[Rows from a dataset]
◇ ◇ ◇ ◇ ◇

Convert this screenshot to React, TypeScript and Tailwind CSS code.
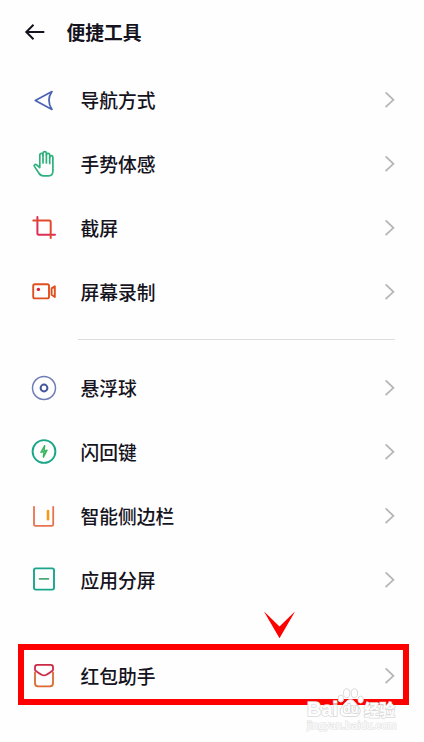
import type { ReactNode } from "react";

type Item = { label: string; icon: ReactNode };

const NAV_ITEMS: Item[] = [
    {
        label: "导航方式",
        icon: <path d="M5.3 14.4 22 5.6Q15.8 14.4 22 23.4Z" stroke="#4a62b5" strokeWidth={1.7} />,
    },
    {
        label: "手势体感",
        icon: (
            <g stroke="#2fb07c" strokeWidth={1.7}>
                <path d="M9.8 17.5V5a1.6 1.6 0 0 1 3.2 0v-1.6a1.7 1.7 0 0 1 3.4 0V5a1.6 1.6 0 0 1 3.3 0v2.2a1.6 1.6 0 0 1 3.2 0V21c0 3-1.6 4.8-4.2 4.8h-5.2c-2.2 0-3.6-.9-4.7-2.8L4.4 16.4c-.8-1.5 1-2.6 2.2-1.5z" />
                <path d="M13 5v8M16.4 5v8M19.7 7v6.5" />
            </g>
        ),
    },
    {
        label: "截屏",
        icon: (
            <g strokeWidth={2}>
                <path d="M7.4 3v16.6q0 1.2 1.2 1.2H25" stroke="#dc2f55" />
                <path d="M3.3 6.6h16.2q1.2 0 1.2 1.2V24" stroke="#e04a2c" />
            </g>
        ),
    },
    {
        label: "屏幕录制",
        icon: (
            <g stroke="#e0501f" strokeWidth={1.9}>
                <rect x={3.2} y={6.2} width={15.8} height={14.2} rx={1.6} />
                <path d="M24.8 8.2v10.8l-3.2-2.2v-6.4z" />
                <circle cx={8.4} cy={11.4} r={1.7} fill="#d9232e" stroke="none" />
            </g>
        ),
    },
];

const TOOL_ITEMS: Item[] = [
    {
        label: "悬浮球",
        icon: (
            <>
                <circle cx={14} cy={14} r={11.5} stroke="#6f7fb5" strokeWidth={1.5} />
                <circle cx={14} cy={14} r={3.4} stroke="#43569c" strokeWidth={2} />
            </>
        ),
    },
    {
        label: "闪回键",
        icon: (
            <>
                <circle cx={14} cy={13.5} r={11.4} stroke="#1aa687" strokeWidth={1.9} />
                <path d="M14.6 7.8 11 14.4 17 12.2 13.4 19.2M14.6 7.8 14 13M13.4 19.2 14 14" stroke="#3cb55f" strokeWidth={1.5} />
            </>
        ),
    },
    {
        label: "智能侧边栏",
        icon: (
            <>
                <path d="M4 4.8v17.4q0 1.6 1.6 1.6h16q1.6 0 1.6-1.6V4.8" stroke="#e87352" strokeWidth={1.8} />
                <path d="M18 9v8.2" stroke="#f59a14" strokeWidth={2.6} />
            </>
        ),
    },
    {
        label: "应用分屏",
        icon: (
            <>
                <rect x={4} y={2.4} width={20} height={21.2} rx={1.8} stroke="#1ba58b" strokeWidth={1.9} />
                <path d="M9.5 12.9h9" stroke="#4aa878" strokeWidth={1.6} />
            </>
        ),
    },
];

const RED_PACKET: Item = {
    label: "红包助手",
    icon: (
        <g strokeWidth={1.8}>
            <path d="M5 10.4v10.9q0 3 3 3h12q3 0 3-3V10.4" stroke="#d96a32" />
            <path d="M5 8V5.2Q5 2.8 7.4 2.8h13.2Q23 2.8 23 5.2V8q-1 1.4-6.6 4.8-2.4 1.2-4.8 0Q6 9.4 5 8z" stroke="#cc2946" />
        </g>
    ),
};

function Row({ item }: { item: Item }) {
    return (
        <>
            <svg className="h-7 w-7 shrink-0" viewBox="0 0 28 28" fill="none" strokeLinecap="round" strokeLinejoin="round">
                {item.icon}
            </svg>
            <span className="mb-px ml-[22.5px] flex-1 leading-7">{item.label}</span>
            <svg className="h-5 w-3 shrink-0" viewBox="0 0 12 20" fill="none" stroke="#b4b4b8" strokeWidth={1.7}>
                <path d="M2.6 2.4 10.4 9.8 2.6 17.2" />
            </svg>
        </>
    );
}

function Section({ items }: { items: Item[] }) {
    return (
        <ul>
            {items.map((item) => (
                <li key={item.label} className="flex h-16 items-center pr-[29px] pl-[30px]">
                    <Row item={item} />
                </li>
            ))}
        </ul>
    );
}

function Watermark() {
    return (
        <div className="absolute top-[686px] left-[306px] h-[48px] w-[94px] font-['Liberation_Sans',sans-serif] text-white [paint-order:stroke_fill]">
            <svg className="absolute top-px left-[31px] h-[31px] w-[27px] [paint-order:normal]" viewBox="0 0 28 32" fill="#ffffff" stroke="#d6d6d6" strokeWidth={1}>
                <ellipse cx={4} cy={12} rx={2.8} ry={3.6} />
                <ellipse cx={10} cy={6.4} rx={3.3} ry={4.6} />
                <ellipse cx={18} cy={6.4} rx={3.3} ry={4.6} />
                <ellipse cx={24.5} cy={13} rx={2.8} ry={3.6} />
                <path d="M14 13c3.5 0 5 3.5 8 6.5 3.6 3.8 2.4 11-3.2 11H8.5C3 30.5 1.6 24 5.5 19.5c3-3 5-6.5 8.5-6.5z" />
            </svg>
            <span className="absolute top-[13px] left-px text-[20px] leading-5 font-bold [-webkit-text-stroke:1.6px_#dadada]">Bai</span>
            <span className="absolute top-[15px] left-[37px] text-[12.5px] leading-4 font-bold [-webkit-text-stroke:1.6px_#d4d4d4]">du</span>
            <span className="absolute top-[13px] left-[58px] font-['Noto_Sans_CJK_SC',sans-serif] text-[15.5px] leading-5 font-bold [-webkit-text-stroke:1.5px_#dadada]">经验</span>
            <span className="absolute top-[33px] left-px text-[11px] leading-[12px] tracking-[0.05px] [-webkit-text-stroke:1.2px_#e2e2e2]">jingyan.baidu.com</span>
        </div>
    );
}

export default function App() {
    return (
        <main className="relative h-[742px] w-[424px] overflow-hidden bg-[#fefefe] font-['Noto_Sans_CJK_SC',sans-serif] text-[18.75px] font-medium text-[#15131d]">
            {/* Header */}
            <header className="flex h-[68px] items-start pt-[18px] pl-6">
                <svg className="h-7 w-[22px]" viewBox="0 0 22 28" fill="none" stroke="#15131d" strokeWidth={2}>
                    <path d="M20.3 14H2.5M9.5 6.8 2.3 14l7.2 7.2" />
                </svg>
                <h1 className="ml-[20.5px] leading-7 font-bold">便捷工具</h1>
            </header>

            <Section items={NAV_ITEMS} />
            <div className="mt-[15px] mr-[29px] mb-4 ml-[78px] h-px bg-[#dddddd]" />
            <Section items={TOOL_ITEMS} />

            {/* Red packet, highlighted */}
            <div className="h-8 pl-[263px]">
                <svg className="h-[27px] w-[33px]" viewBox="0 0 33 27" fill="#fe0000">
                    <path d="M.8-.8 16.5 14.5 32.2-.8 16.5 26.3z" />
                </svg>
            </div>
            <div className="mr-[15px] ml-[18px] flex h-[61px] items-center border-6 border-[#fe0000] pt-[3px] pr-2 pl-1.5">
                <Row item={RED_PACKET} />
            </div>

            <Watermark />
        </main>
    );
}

◇ ◇ ◇ ◇ ◇

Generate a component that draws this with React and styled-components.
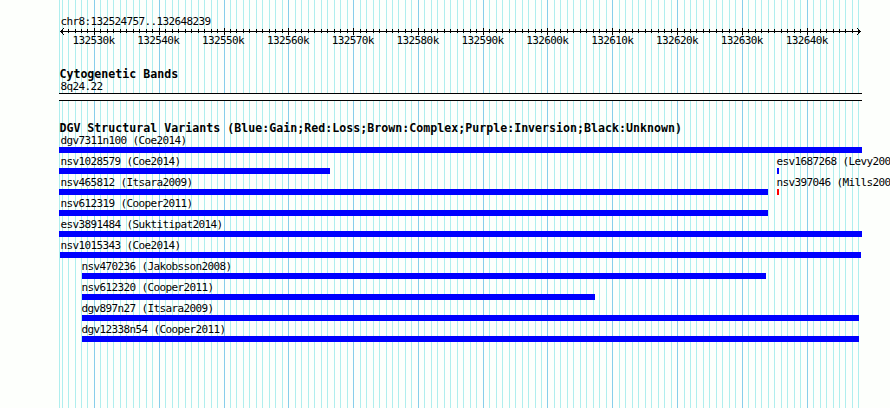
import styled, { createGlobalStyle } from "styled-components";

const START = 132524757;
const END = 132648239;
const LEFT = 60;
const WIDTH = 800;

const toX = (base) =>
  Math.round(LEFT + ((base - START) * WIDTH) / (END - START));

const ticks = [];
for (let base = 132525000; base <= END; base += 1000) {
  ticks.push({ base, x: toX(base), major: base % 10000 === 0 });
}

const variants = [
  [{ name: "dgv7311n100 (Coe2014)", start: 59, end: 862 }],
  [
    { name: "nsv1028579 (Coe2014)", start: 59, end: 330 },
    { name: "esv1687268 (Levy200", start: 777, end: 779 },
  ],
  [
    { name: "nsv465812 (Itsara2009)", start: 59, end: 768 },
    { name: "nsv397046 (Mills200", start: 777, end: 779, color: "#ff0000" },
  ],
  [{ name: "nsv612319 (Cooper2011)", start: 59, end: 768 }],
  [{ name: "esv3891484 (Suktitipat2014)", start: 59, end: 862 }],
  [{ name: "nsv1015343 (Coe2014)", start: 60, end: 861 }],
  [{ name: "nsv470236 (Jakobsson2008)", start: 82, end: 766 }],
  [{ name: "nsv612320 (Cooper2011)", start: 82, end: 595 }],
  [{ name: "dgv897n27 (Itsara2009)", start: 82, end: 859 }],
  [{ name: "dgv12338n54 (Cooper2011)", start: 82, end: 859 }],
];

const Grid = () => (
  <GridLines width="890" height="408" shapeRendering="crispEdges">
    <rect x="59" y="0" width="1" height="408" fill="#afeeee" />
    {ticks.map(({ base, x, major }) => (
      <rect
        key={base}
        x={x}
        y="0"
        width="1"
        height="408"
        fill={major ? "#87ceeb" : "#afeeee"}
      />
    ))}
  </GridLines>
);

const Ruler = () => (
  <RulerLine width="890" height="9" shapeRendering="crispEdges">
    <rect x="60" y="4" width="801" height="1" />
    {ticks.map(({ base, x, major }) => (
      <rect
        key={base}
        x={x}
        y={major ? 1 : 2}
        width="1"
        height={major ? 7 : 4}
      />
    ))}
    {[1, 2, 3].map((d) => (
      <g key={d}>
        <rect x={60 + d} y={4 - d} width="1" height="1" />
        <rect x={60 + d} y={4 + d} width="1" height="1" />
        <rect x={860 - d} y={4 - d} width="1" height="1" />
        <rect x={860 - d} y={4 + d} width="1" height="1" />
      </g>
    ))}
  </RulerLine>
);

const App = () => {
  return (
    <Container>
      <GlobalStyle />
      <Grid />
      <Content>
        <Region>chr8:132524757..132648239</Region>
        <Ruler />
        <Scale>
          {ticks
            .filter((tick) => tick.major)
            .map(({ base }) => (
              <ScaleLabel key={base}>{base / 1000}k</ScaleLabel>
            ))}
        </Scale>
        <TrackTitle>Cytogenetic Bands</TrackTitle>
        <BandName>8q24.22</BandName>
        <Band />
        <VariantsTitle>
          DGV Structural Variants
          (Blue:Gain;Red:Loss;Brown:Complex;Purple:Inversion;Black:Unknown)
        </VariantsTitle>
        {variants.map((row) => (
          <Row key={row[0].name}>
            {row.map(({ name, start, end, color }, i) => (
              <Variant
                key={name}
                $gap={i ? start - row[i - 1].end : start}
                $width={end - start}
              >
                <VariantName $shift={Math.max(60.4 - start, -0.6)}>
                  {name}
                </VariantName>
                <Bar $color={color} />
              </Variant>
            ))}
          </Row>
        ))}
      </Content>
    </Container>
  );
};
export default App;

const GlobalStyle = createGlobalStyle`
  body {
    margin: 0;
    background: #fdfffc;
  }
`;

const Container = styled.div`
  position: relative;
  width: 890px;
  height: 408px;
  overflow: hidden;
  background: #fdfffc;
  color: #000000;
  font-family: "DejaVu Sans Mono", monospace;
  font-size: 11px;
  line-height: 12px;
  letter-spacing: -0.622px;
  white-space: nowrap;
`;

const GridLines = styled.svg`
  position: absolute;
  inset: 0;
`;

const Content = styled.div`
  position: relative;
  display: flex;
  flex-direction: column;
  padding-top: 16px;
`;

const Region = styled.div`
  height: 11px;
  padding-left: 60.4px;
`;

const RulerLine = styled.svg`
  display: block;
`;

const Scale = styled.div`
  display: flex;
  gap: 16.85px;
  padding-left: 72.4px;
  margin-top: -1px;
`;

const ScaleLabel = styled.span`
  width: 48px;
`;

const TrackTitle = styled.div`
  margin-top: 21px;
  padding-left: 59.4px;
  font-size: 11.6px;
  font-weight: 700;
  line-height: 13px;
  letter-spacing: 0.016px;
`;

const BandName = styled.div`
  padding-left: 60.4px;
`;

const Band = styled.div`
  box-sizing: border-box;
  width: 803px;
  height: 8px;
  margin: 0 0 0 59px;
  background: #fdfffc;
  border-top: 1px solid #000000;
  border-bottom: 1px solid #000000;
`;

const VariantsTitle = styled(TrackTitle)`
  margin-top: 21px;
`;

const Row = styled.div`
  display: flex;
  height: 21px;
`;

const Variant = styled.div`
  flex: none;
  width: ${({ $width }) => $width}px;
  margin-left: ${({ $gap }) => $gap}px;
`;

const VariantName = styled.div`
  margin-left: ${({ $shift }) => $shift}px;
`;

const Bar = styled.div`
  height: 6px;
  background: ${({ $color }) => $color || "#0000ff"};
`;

◇ ◇ ◇ ◇ ◇

◆ Given request:
Give back exactly the lines from the one containing "Convert this screenshot" to the one containing "string; icon: ReactNode", both included, and no pictures.

◆ Answer to this task:
Convert this screenshot to React, TypeScript and Tailwind CSS code.
import type { ReactNode } from "react";

type Item = { label: string; icon: ReactNode };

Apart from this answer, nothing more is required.